A recent GWAS study identified the 3′ region of the liver- (not brain) expressed PECR gene (rs7590720(G) and rs1344694(T)) on chromosome 2 as a risk factor for alcohol dependency.  These results, as reported by Treutlein et al., in “Genome-wide Association Study of Alcohol Dependence” were based on a population of 487 male inpatients and a follow-up re-test in a population of 1024 male inpatients and 996 control participants.
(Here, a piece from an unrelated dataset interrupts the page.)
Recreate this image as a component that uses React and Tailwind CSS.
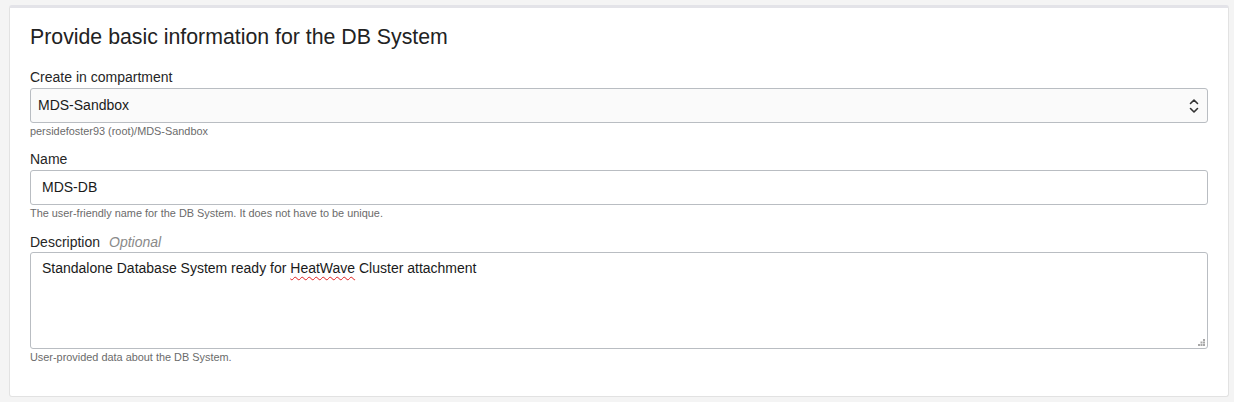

The authors also asked whether lab rats who – given the choice between water-based and ethanol-spiked beverages over the course of 1 year – showed differential gene expression in those rats that were alcohol preferrers vs. alcohol non-preferring rats.  Among a total of 542 genes that were found to be differentially expressed in the amygdala and caudate nucleus of alcohol vs. non-alcohol-preferring rat strains,  a mere 3 genes – that is the human orthologs of these 3 genes – did also show significant association with alcohol dependency in the human populations.  Here are the “rat genes” (ie. human homologs that show differential expression in rats and association with alcohol dependency in humans): rs1614972(C) in the alcohol dehydrogenase 1C (ADH1C) gene, rs13273672(C) in the GATA binding protein 4 (GATA4) gene, and rs11640875(A) in the cadherin 13 (CDH13) gene.

My 23andMe profile gives a mixed AG at rs7590720, and a mixed GT at rs1344694 while I show a mixed CT at rs1614972, CT at rs13273672 and AG at rs11640875.  Boooring! a middling heterozygote at all 5 alcohol prefer/dependency loci.   Were these the loci for chocolate prefer/dependency I would be a full risk-bearing homozygote.